L’expression « Dieu vivant » provient de la Bible (nombreuses occurrences dans l’ancien et dans le nouveau Testament). Elle figure en bonne place dans les dictionnaires du XIXe siècle, portant la notion d’un « vrai » Dieu (par opposition aux « idoles ») et d’un Dieu « personnel » (par opposition aux idées abstraites), conçu comme principe de toute vie.

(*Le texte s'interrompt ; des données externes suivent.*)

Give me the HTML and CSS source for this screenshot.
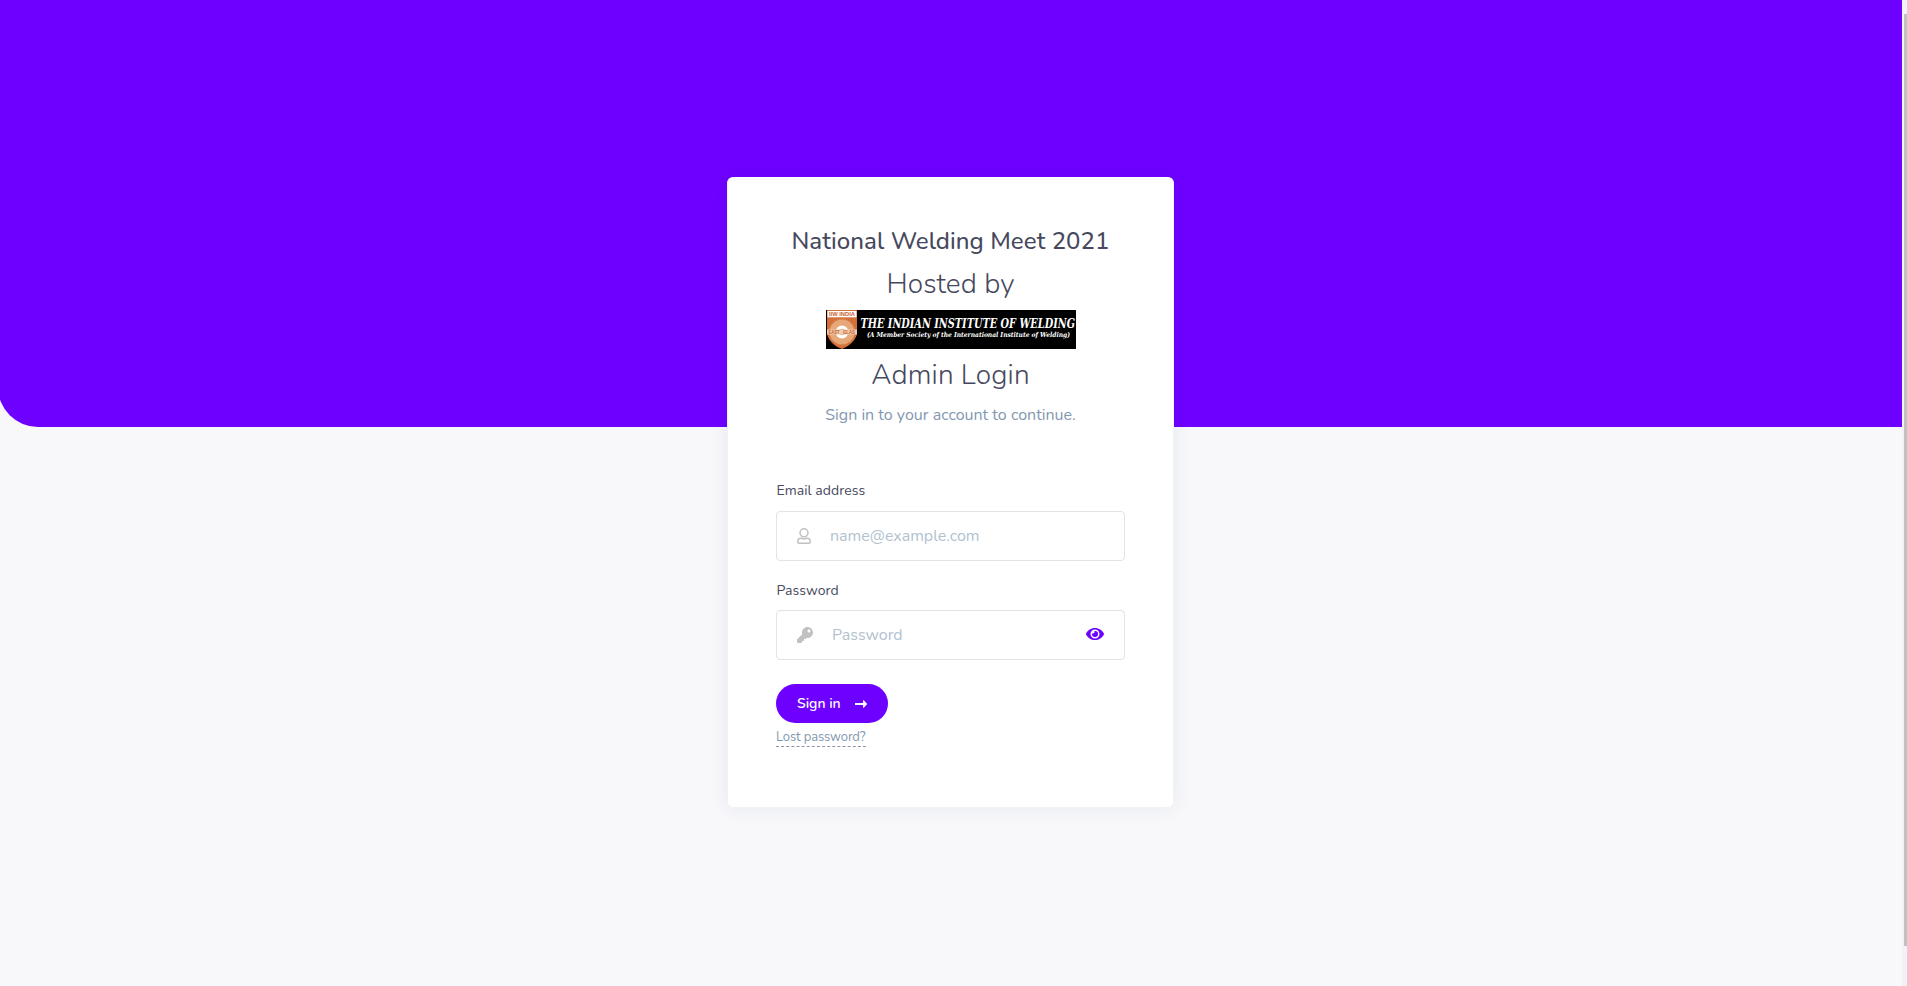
FILE: index.html
```html
<!DOCTYPE html>
<html lang="en">
<head>
<meta charset="utf-8">
<title>National Welding Meet 2021</title>
<link rel="stylesheet" href="styles.css">
</head>
<body>
<div class="banner"></div>
<main class="page">
  <section class="card">
    <h1 class="title">National Welding Meet 2021</h1>
    <h2 class="heading hosted">Hosted by</h2>
    <svg class="logo" viewBox="0 0 250 39" role="img" aria-label="The Indian Institute of Welding">
      <rect width="250" height="39" fill="#000"/>
      <path d="M1 0H31V24C29 32 21 37 16 39C10 37 3 32 1 24Z" fill="#d36f38"/>
      <circle cx="16" cy="22" r="12.5" fill="#e6a878"/>
      <circle cx="16" cy="22" r="13" fill="none" stroke="#e0935d" stroke-width="1" stroke-dasharray="1 1"/>
      <circle cx="16" cy="22" r="6.5" fill="#fff"/>
      <circle cx="16" cy="22" r="3.2" fill="#e6a878"/>
      <rect x="1" y="19.5" width="30" height="5" fill="#f0cdb3"/>
      <rect x="1.5" y="1" width="29" height="6.3" fill="#fff"/>
      <text class="crest" x="3" y="6.4" font-size="6" textLength="26" lengthAdjust="spacingAndGlyphs">IIW INDIA</text>
      <text class="crest" x="2.5" y="23.7" font-size="4.8" textLength="11" lengthAdjust="spacingAndGlyphs">EAST</text>
      <text class="crest" x="17" y="23.7" font-size="4.8" textLength="12" lengthAdjust="spacingAndGlyphs">GLAS</text>
      <text class="name" x="34.5" y="17.5" font-size="12" textLength="214.5" lengthAdjust="spacingAndGlyphs">THE INDIAN INSTITUTE OF WELDING</text>
      <text class="name" x="41" y="27" font-size="6.8" textLength="203" lengthAdjust="spacingAndGlyphs">(A Member Society of the International Institute of Welding)</text>
    </svg>
    <h2 class="heading admin">Admin Login</h2>
    <p class="lead">Sign in to your account to continue.</p>
    <form class="form">
      <label class="label">Email address</label>
      <div class="field">
        <svg class="icon-user" viewBox="0 0 14 16"><circle cx="7" cy="4.8" r="4" /><path d="M3.7 10.2C1.8 10.2.8 11.6.8 13.4V14.2C.8 14.8 1.2 15.2 1.8 15.2H12.2C12.8 15.2 13.2 14.8 13.2 14.2V13.4C13.2 11.6 12.2 10.2 10.3 10.2C9.3 10.2 8.6 10.7 7 10.7S4.7 10.2 3.7 10.2Z"/></svg>
        <span class="placeholder">name@example.com</span>
      </div>
      <label class="label second">Password</label>
      <div class="field">
        <svg class="icon-key" viewBox="0 0 512 512"><path d="M512 176.001C512 273.203 433.202 352 336 352c-11.22 0-22.19-1.062-32.827-3.069l-24.012 27.014A23.999 23.999 0 0 1 261.223 384H224v40c0 13.255-10.745 24-24 24h-40v40c0 13.255-10.745 24-24 24H24c-13.255 0-24-10.745-24-24v-78.059c0-6.365 2.529-12.47 7.029-16.971l161.802-161.802C163.108 213.814 160 195.271 160 176 160 78.798 238.797.001 335.999 0 433.488-.001 512 78.511 512 176.001zM336 128c0 26.51 21.49 48 48 48s48-21.49 48-48-21.49-48-48-48-48 21.49-48 48z"/></svg>
        <span class="placeholder">Password</span>
        <svg class="icon-eye" viewBox="0 0 576 512"><path d="M572.52 241.4C518.29 135.59 410.93 64 288 64S57.68 135.64 3.48 241.41a32.35 32.35 0 0 0 0 29.19C57.71 376.41 165.07 448 288 448s230.32-71.64 284.52-177.41a32.35 32.35 0 0 0 0-29.19zM288 400a144 144 0 1 1 144-144 143.93 143.93 0 0 1-144 144zm0-240a95.31 95.31 0 0 0-25.31 3.79 47.85 47.85 0 0 1-66.9 66.9A95.78 95.78 0 1 0 288 160z"/></svg>
      </div>
      <button class="button" type="button"><span>Sign in</span>
        <svg class="icon-arrow" viewBox="0 0 12 8"><path d="M0 2.9H8V.8C8 .2 8.6 0 9 .4L11.8 3.4C12.1 3.7 12.1 4.2 11.8 4.5L9 7.5C8.6 7.9 8 7.6 8 7.1V5H0Z"/></svg>
      </button>
      <a class="lost">Lost password?</a>
    </form>
  </section>
</main>
<div class="scrollbar"><div class="thumb"></div></div>
</body>
</html>
```

FILE: styles.css
```css
* { box-sizing: border-box; }
body {
  margin: 0;
  height: 986px;
  overflow: hidden;
  background: #f8f8fb;
  font-family: Nunito, "Noto Sans", "Open Sans", sans-serif;
  color: #46495d;
  display: grid;
  grid-template-columns: 1902px 5px;
  grid-template-rows: 427px 559px;
}
.banner {
  grid-area: 1 / 1;
  margin-left: -2px;
  background: #6e00ff;
  border-bottom-left-radius: 40px;
}
.page {
  grid-area: 1 / 1 / 3 / 2;
  display: flex;
  justify-content: center;
  align-items: flex-start;
  padding-top: 177px;
}
.card {
  width: 447px;
  height: 631px;
  margin-right: 1px;
  padding: 49px 48px 48px;
  border: 1px solid #f1f2f7;
  border-top-color: #fff;
  border-radius: 6px;
  background: #fff;
  box-shadow: 0 0 20px rgba(31, 45, 110, .08);
  display: flex;
  flex-direction: column;
  align-items: center;
  white-space: nowrap;
}
h1, h2, p { margin: 0; }
.title { font-size: 24px; line-height: 28px; font-weight: 500; letter-spacing: .08px; }
.heading { font-size: 28px; line-height: 34px; font-weight: 340; letter-spacing: .12px; }
.hosted { margin-top: 12px; }
.logo { display: block; width: 250px; height: 39px; margin-top: 9px; flex: none; overflow: visible; }
.name { font-family: "DejaVu Serif", serif; font-weight: 700; font-style: italic; fill: #fff; }
.crest { font-family: "Liberation Sans", sans-serif; font-weight: 700; fill: #c9612c; }
.admin { margin-top: 9px; }
.lead { margin-top: 11px; font-size: 16px; line-height: 24px; color: #8398b0; }
.form {
  width: 349px;
  margin-top: 54px;
  display: flex;
  flex-direction: column;
  align-items: flex-start;
}
.label { font-size: 14px; line-height: 20px; letter-spacing: .05px; padding-left: .5px; }
.second { margin-top: 20px; }
.field {
  width: 349px;
  height: 50px;
  margin-top: 10px;
  padding: 0 20px;
  border: 1px solid #e2e3e6;
  border-radius: 4px;
  display: flex;
  align-items: center;
}
.second + .field { margin-top: 9px; }
.placeholder { font-size: 16px; line-height: 24px; color: #b1c2cf; }
.icon-user { width: 14px; height: 16px; margin-right: 19px; fill: none; stroke: #c1c1c4; stroke-width: 1.5; }
.icon-key { width: 16px; height: 16px; margin-right: 19px; fill: #c1c1c4; }
.icon-eye { width: 18px; height: 16px; margin-left: auto; margin-top: -3px; fill: #6e00ff; }
.button {
  width: 112px;
  height: 39px;
  margin-top: 24px;
  padding: 0 21px;
  border: 0;
  border-radius: 20px;
  background: #6e00ff;
  color: #fff;
  font: 600 14px/20px Nunito, "Noto Sans", sans-serif;
  display: flex;
  align-items: center;
  justify-content: space-between;
}
.icon-arrow { width: 12px; height: 8px; fill: #fff; }
.lost {
  width: 90px;
  height: 20px;
  margin-top: 4px;
  border-bottom: 1px dashed #8d93aa;
  font-size: 13px;
  line-height: 20px;
  letter-spacing: -.12px;
  color: #8398b0;
}
.scrollbar { grid-area: 1 / 2 / 3 / 3; background: #f1f1f6; padding: 14px 0 0 2px; }
.thumb { height: 932px; background: #c1c1c1; }
```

Cette étude part d’un constat : la fréquence de réemploi en contexte romantique, la richesse des potentialités de réutilisation. « Dieu vivant » se constitue en formule-bascule, pour réinvestir des représentations théologiques et déboucher sur un nouvel imaginaire du vivant. La formule est pour ainsi dire active en romantisme : ainsi, chez Hugo, est-elle la formule même qui parle au vivant et le met en branle (« Le cèdre »).
Il s’agit donc ici de tracer les cadres de ce ré-emploi romantique. Est analysé l’investissement massif de la formule, autour de 1830, par la littérature saint-simonienne, au service d’une pensée de l’organique, du lien, du « corps social », et plus encore d’une pratique vivante de la réflexion sur le vivant. Son application à une pensée totalisante de l’histoire, de l’humanité et de la nature (« Dieu vivant » permettant de théologiser la pensée de la vie universelle, du vivant mû par le même moteur) ressort de l’œuvre d’Edgar Quinet. Michelet apporte une vue du Dieu vivant, pièce maîtresse d’un système d’auto-création du sujet par lui-même, qui déplace peut-être la perspective du vivant à celle de la vitalité.